The issue is that it's a point-and-click game. Point-and-click games usually fail on consoles because the controls are more suited for a PC.
That opinion has been outdated for a while now. If games like Half Life 2 (FPS) and Command and Conquer 3 (RTS), two games from genres long believed to be implayable with a controller, can sell well on the Xbox, surely it's not so hard to get past the "Genre X won't work without a mouse!" paradigm.
Amanita Design, I'm not sure if you're developing Machinarium in Flash like the Samorosts, but if you're using any C-based language it should be easy to port to XNA, Microsoft's Xbox Open Development Platform.
Something like Machinarium would rock Xbox Live Arcade; so many of us Xbox users are getting tired of the "fast-food" games that inhabit the platform.
Check out XNA, Amanita DesignGo play Syberia on the Xbox, Myst on the PSP, or any other point-and-click game that's been ported to a console, then come back here and tell me that Machinarium will work on consoles. I'm not talking about FPS's or RTS's here. You may say that RTS's have a similar control style to point-and-click adventures, but they really don't. In an RTS, you know exactly where you want to click. So on a console, it's not that difficult to use the analog stick to direct the cursor to where you want it to go. However, with point-and-click adventures, you don't really know ahead of time where you want to click. You keep moving the cursor around to various objects and seeing which one is the correct one to click. With a mouse, this isn't a big deal since it moves pretty quickly, but it's still very precise. But with an analog stick, the developers have to balance precision with speed. Most of the time, they determine that precision is more important than speed, so they make the cursor move slowly.
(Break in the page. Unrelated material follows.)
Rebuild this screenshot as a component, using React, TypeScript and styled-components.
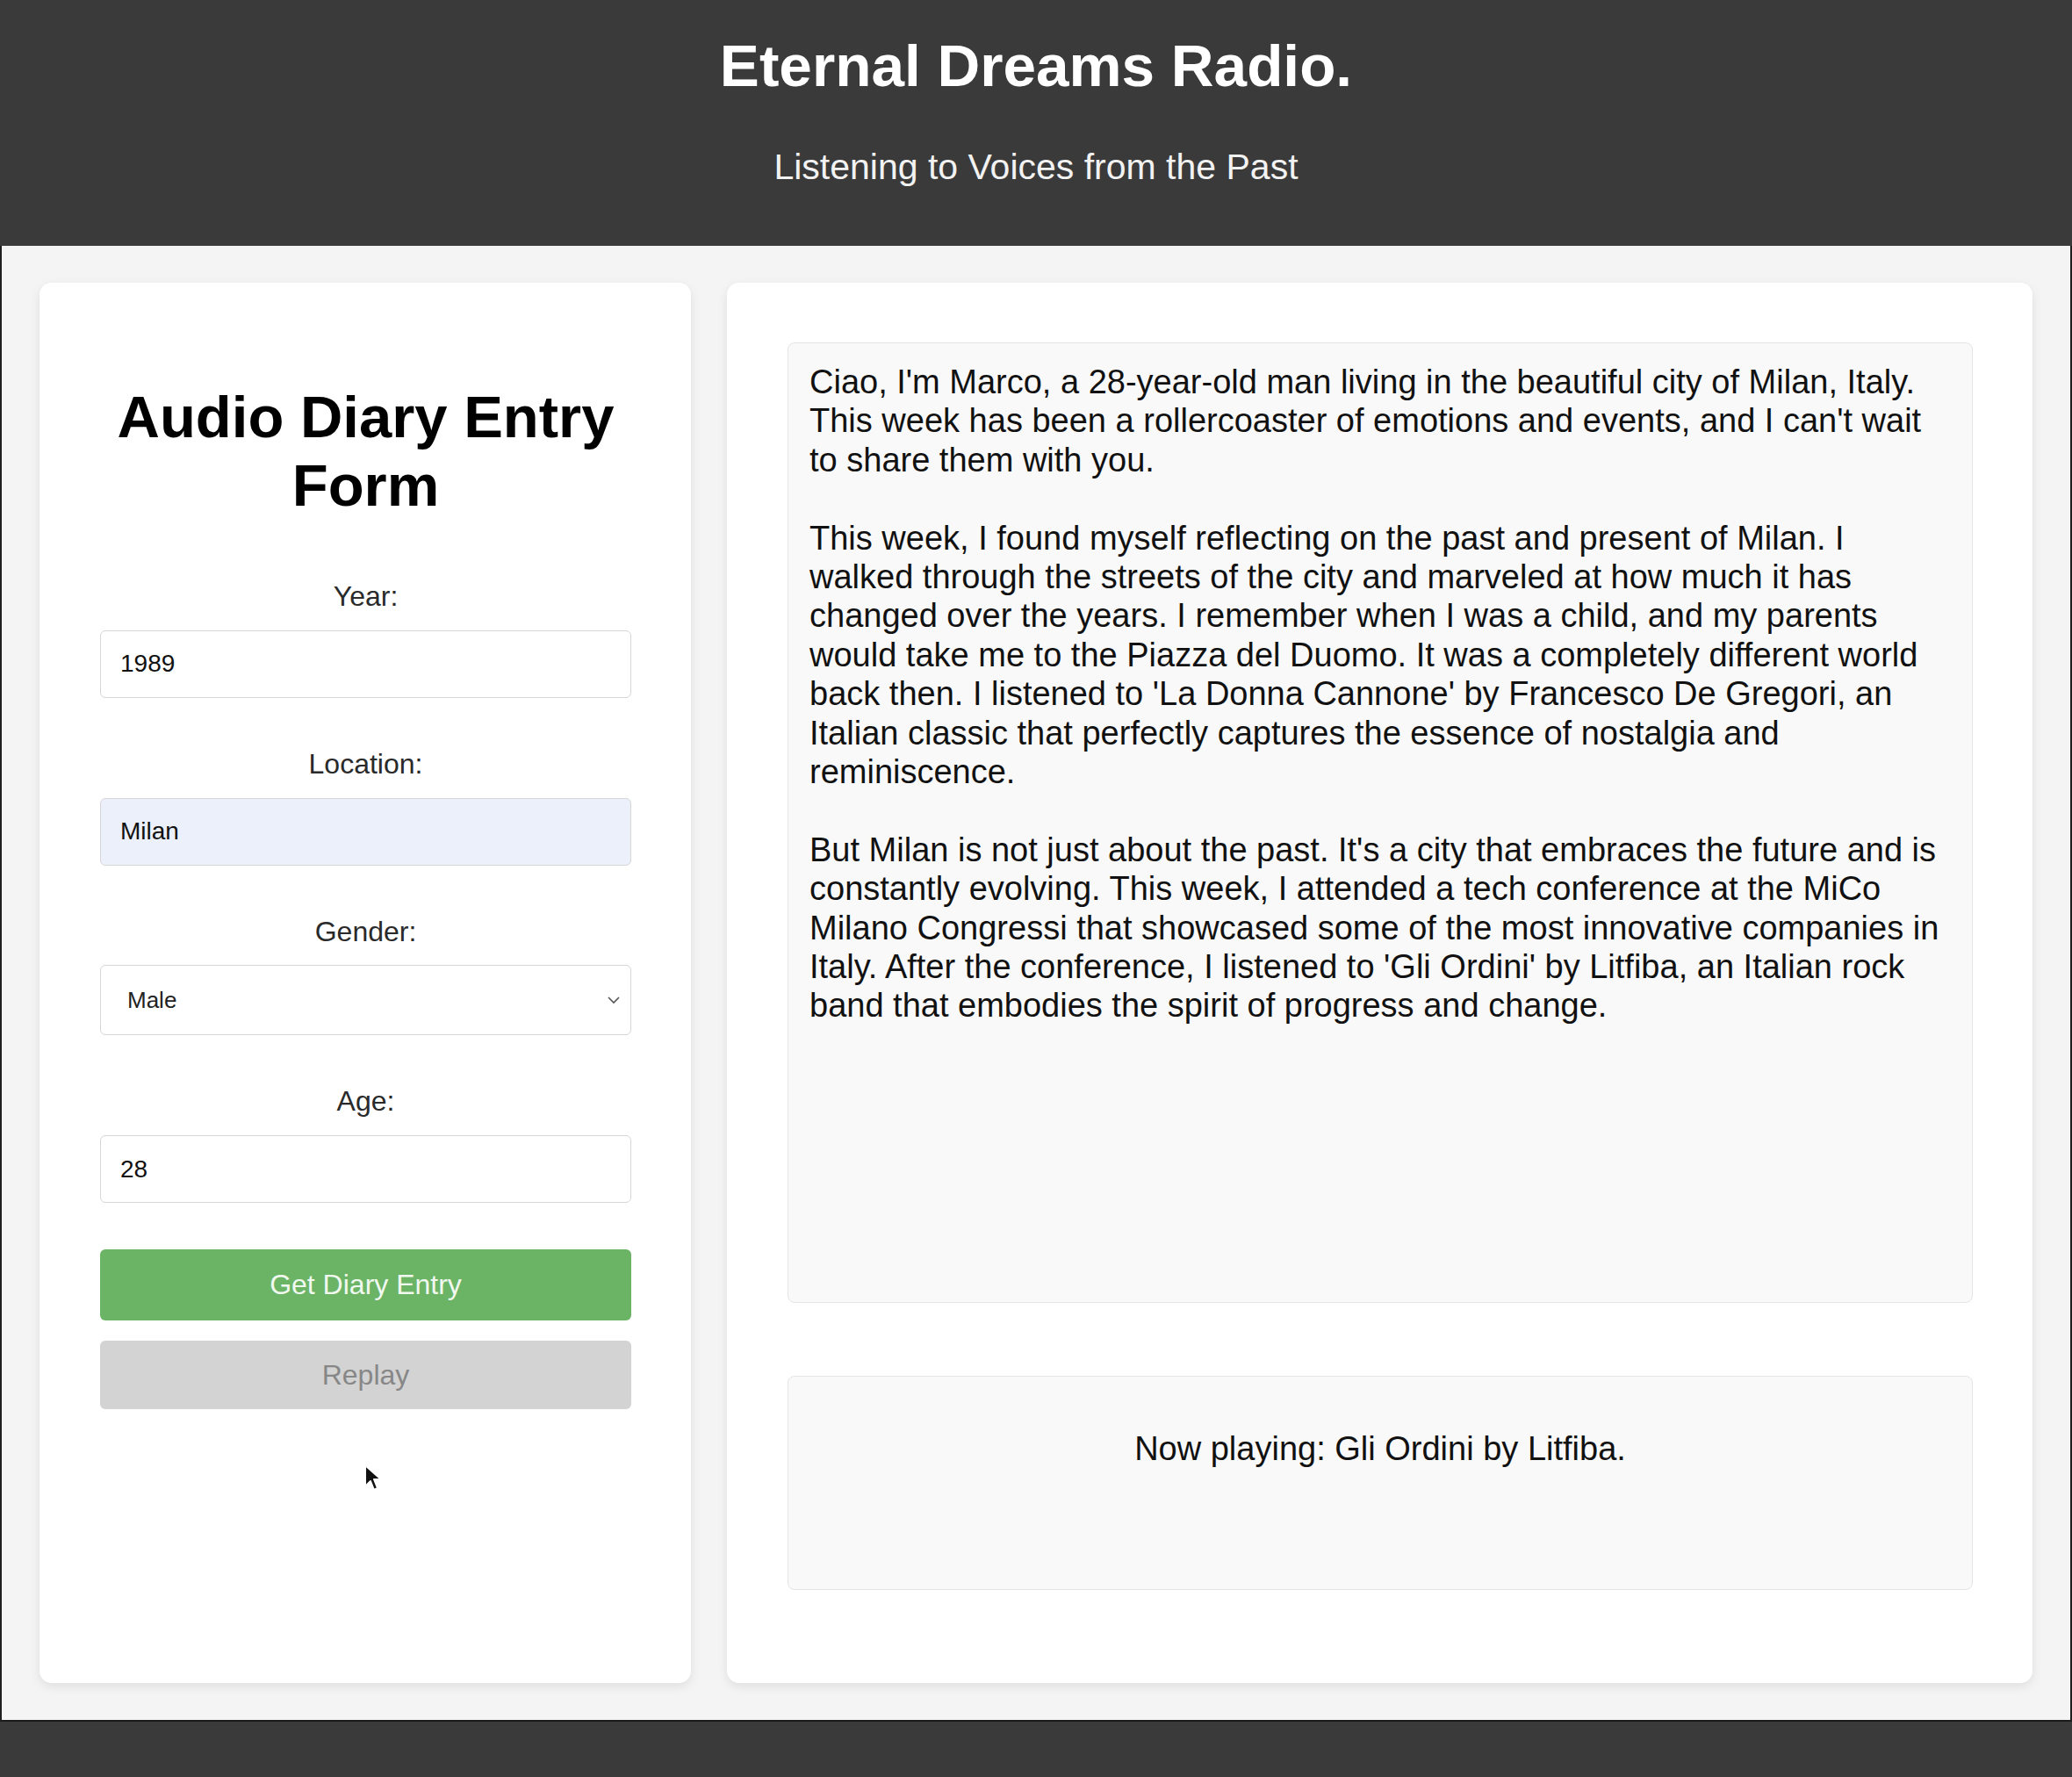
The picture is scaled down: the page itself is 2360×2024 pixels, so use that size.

Like I said before, this is fine with RTS's since you know ahead of time where you want to click, but with a point-and-click adventure, that slow-moving cursor can be absolute hell.
Note: This obviously doesn't effect the Wii. I do think a Wii version would be pretty cool.
Note 2: Syberia's controls were actually adapted to a console controller in the Xbox port. The analog stick moved the character instead of using a cursor. There were still lots of control issues because of the fact that the game was originally designed as a point-and-click game, so many of the puzzles became obscenely difficult with the new control-scheme.